The town is called Old Station. It’s served by the Hat Creek Railroad. Town and railroad are the lovingly crafted, incredibly detailed creations of Swanson, 69.

He’s a model railroader, and he’s a master at it. He’s even got a plaque to prove it: one issued by the National Model Railroad Association. “Master Model Railroader No. 412,” it says. There are only 414 people in the whole world who meet the association’s exacting standards.

Swanson is well-known in model railroad circles. He even conducts tours of the layout in the family room of his spacious home southeast of Tacoma. He tells of the time big tour buses brought hobbyists to his home from a model railroad convention in Seattle.

He keeps a guest book, and it’s signed by people from all over: Minnesota, Georgia, Virginia, Colorado, Australia, Japan.

What attracts them is his meticulous craftsmanship. What wows anyone who sees his layout is his attention to detail.

“I’m a detail fanatic,” he says. That woodpile (actually, there are two) stacked near the tracks is emblematic of his devotion to getting things just right, right down to the tiniest detail. Everything is scaled down to the scale of the rolling stock on Swanson’s HO-gauge railroad, which is 1/87th the size of the real thing.

For example … bend down again. Take a look through the open door of the town’s livery stable, past the horse with leg upraised and the man preparing to shoe the animal. Look inside and there you will see a blacksmith standing beside a minute forge working a set of diminutive bellows.

The interior is lit with a muted yellow glow. A visitor remarks that the light looks kind of dim. Swanson said that’s by design. Back in the day, only candles and lanterns illuminated homes and businesses.

Even the light level in Old Station is historically accurate.

His layout, which measures 11 feet by 11 feet and rests on a homemade bench nearly 4 feet high, is a work in progress. Swanson started building it back in 1990, and he’s been working on it ever since. Asked how far he is from completion, he answers, “I’m not even close.” Pressed as to whether he thinks it will ever be completed, he thinks for a moment: “Uh, no.” Then he laughs.

He runs only steam train replicas, unlike most model railroaders who vary between steam and diesel.

Why steam?

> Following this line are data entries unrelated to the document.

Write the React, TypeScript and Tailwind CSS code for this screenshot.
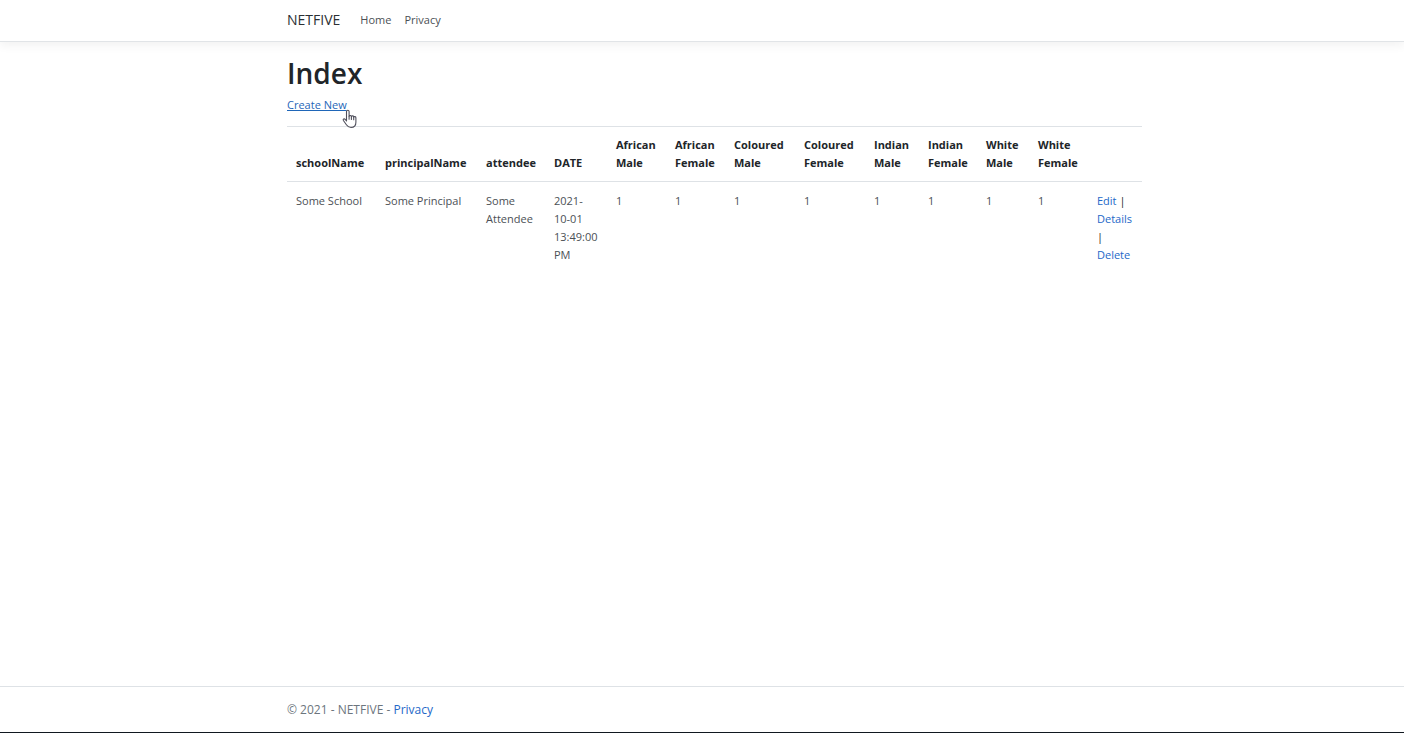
const columns = [
  { label: "schoolName", width: "w-[89px]" },
  { label: "principalName", width: "w-[101px]" },
  { label: "attendee", width: "w-[68px]" },
  { label: "DATE", width: "w-[62px]" },
  { label: "African Male", width: "w-[59px]" },
  { label: "African Female", width: "w-[59px]" },
  { label: "Coloured Male", width: "w-[70px]" },
  { label: "Coloured Female", width: "w-[70px]" },
  { label: "Indian Male", width: "w-[54px]" },
  { label: "Indian Female", width: "w-[58px]" },
  { label: "White Male", width: "w-[52px]" },
  { label: "White Female", width: "w-[59px]" },
  { label: "", width: "w-[54px]" },
];

const rows = [
  ["Some School", "Some Principal", "Some Attendee", "2021-10-01 13:49:00 PM", "1", "1", "1", "1", "1", "1", "1", "1"],
];

const container = "mx-auto w-full max-w-[855px]";

function HandPointer() {
  return (
    <svg
      className="pointer-events-none absolute top-[13px] left-[55px] h-[20px] w-[15px]"
      viewBox="0 0 15 20"
      fill="#fff"
      stroke="#50505c"
      strokeWidth="1.1"
      strokeLinejoin="round"
      strokeLinecap="round"
      aria-hidden="true"
    >
      <path d="M4.5 12V2.5a1.3 1.3 0 0 1 2.6 0V7.2a1.2 1.2 0 0 1 2.3.4 1.2 1.2 0 0 1 2.3.5 1.2 1.2 0 0 1 2.2.8v4.3c0 3-1.9 5.2-4.9 5.2-2.2 0-3.5-.9-4.6-2.6L1.4 11.5c-.8-1.3.8-2.3 1.8-1.1z" />
      <path d="M7.1 7.2v3M9.4 7.6v2.8M11.7 8.1v2.6" fill="none" />
    </svg>
  );
}

export default function App() {
  return (
    <div className="flex min-h-screen flex-col border-b border-[#111820] bg-white font-['Open_Sans','Noto_Sans',sans-serif] text-[11px] leading-[18px] text-[#212529]">
      <header className="border-b border-[#e1e4e7] pl-[25px] shadow-[0_4px_9px_rgba(0,0,0,0.05)]">
        <nav className={`${container} box-content flex h-10 items-center pb-px`}>
          <a href="#" className="mr-5 text-[14px] text-[#2b2f33]">NETFIVE</a>
          <div className="flex gap-[13px] text-[#4b5055]">
            <a href="#home">Home</a>
            <a href="#privacy">Privacy</a>
          </div>
        </nav>
      </header>

      <main className="grow pl-[25px]">
        <div className={`${container} pt-[14px]`}>
          <h1 className="text-[28px] leading-[34px] font-semibold">Index</h1>
          <p className="relative mt-[6px] mb-3 w-fit">
            <a href="#create" className="text-[#1f66b8] underline underline-offset-1">Create New</a>
            <HandPointer />
          </p>
          <table className="w-full table-fixed border-collapse text-left">
            <thead>
              <tr className="border-t border-b border-[#dee2e6]">
                {columns.map((column, i) => (
                  <th key={i} scope="col" className={`${column.width} py-[9px] pl-[9px] align-bottom font-bold`}>
                    {column.label}
                  </th>
                ))}
              </tr>
            </thead>
            <tbody>
              {rows.map((row, i) => (
                <tr key={i}>
                  {row.map((cell, j) => (
                    <td key={j} className="py-[10px] pr-[10px] pl-[9px] align-top text-[#4b5055]">{cell}</td>
                  ))}
                  <td className="py-[10px] pr-[10px] pl-[9px] align-top">
                    <a href="#edit" className="text-[#2468c8]">Edit</a> |{" "}
                    <a href="#details" className="text-[#2468c8]">Details</a> |{" "}
                    <a href="#delete" className="text-[#2468c8]">Delete</a>
                  </td>
                </tr>
              ))}
            </tbody>
          </table>
        </div>
      </main>

      <footer className="border-t border-[#dee2e6] pl-[25px] text-[12px] text-[#6c757d]">
        <div className={`${container} flex h-[45px] items-center`}>
          <p>
            © 2021 - NETFIVE - <a href="#privacy" className="text-[#2468c8]">Privacy</a>
          </p>
        </div>
      </footer>
    </div>
  );
}
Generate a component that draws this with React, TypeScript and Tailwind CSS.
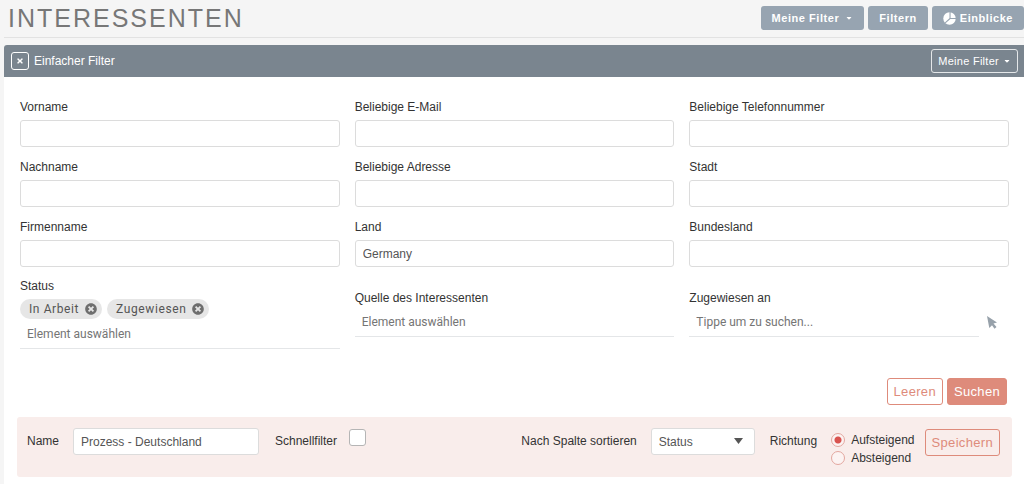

He has fond memories of boyhood days spent down at the Tacoma rail yards (he was born in the city and graduated from Lincoln High in 1957), where he caught rides in the locomotives from indulgent train men.

“I’d go down behind Union Station, and they used to steam ’em up for their local runs. I’d get down there talking to the engineers and they’d let me ride in the cab with them.”

He says steam engines have more personality than diesels. He gets a faraway look in his eyes when he talks about standing down at trackside and listening to the steamers. “They just kind of breathe when they’re sitting there,” he says. “They’re so much fun.” Diesels, he says, don’t breathe.

He went into the glazing trade right out of high school – “everything you could think of with glass, I did,” he says – got married and raised three kids. When he retired, he got back into model railroading in a big – or more accurately, very small – and detailed way.

His miniature town is not modeled after any specific Old West settlement, but rather is a hybrid. The white clapboard church with the tall steeple is a replica of a church in Elbe. A covered bridge is an exact miniature of one in Oregon. The Wilson Bros. Sawmill is named for some of his uncles who are in the building business.

In addition to his home layout, Swanson also is a member of a group of model railroaders who maintain the permanent layout on the upper floor of the Washington State History Museum. He’ll be there doing docent duty during the museum’s annual Model Train Festival, which runs through Jan. 3. Pay him a visit there. He’ll be happy to regale you with detailed tales of days of steam on the Hat Creek line.